Event Report: Veteran Car Meetup on the Central Coast

Written by on November 22, 2013 in Events with 0 Comments
1913 Turcat Mery

1913 Turcat-Méry – Recently shown at pebble beach. Hand painting in a cane pattern. Beautiful windscreen. Four-cylinder, 3300cc, 18-hp.

A group of gentlemen drivers arrived in Paso Robles last Tuesday, November 12th for a tour of the countryside east of town. It was a small gathering and they brought only a few cars. Nevertheless, it was a most interesting collection of, with two exceptions, post-First World War American cars.

1922 Pierce-Arrow

1922 Pierce-Arrow with unusual oil-air shock absorbers.

The Pierce-Arrows
The Pierce has wonderfully preserved original paint work, and from the photos you can see that even some of the original pin striping has survived. The car features these huge air and oil shock absorbers. They were introduced to provide a smoother ride than the competition. I spoke with the owner’s mechanic and he said right from the start they were a nightmare to service as the air leaked out and the oil entered the air camber. In terms of performance, it was not any better as they simply exaggerated any road bumps. However, it does not take too much of an imagination to hear a salesman telling a would-be customer about the advantages of this new technology in providing a floating ride.

1922 Pierce-Arrow Engine

1922 Pierce-Arrow Engine

The signature design was introduced in 1914. The headlights were moved from the traditional location beside the radiator to the fenders where they were flared in.
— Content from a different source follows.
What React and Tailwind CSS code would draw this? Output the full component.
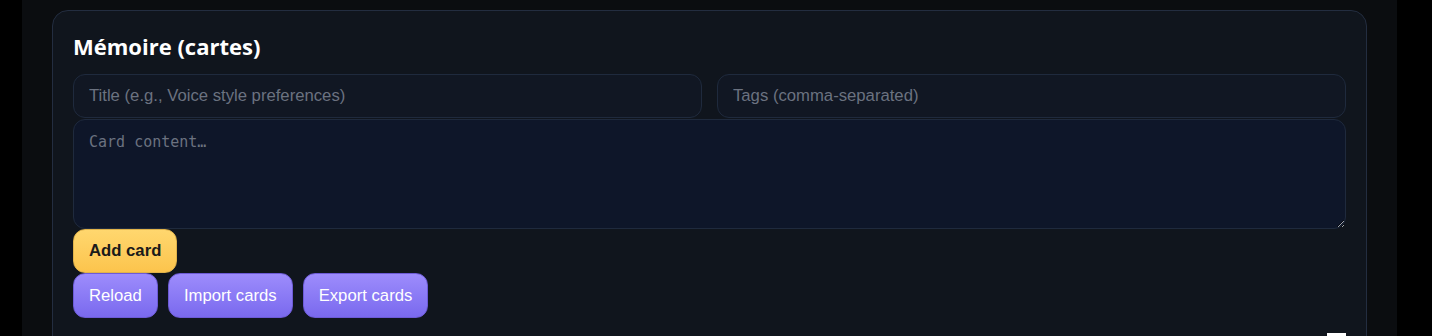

1922 Rolls-Royce Silver Ghost

1922 Rolls-Royce Silver Ghost

1922 Rolls-Royce Silver Ghost – Raced in the 2007 Peking to Paris and finished in second place!

In 2007, this very Ghost did the Peking to Paris race and came in second against cars from as late as the 1960s. The car has a starting carburetor that is separate from the running carburetor. The owner had a difficult time starting the engine until his mechanic arrived and made a small adjustment with the starting carburetor and it fired right up and ran in proverbial silence.

1922 Rolls-Royce Silver Ghost

1922 Rolls-Royce Silver Ghost – Oiling the magneto.

There were ten or twelve oiling points before the engine could be started and, as you can see from the photo, Rolls-Royce provided the driver with a beautiful oiling can that was fitted to the scuttle wall. The magneto alone had four oiling points. Like many of these cars, the Rolls-Royce only had rear brakes. They traveled on dirt—or poorly surfaced—roads and as soon as the driver lifted off the throttle, the car would dramatically slow on its own.

Please take a moment to view all of the photos of these fine automobiles from this great gathering.

1915 Buick Tourer

1915 Buick Tourer – Straight-6, 336 ci, Open Overhead-Valve. On startup, the rocker arms need to be hand oiled as there is no pressurized oiling system.

1911 Simplex

1911 Simplex Race Car – Chain drive. Everyone I spoke to said it was a “very fast,” 50-hp car. The fabric fenders were used on Simplex race cars to reduce weight.

1922 Locomobile

1922 Locomobile – Manufactured in Bridgeport, Connecticut. Six-cylinder sidevalve engine. Huge engine at 597cc. Pebble Beach car.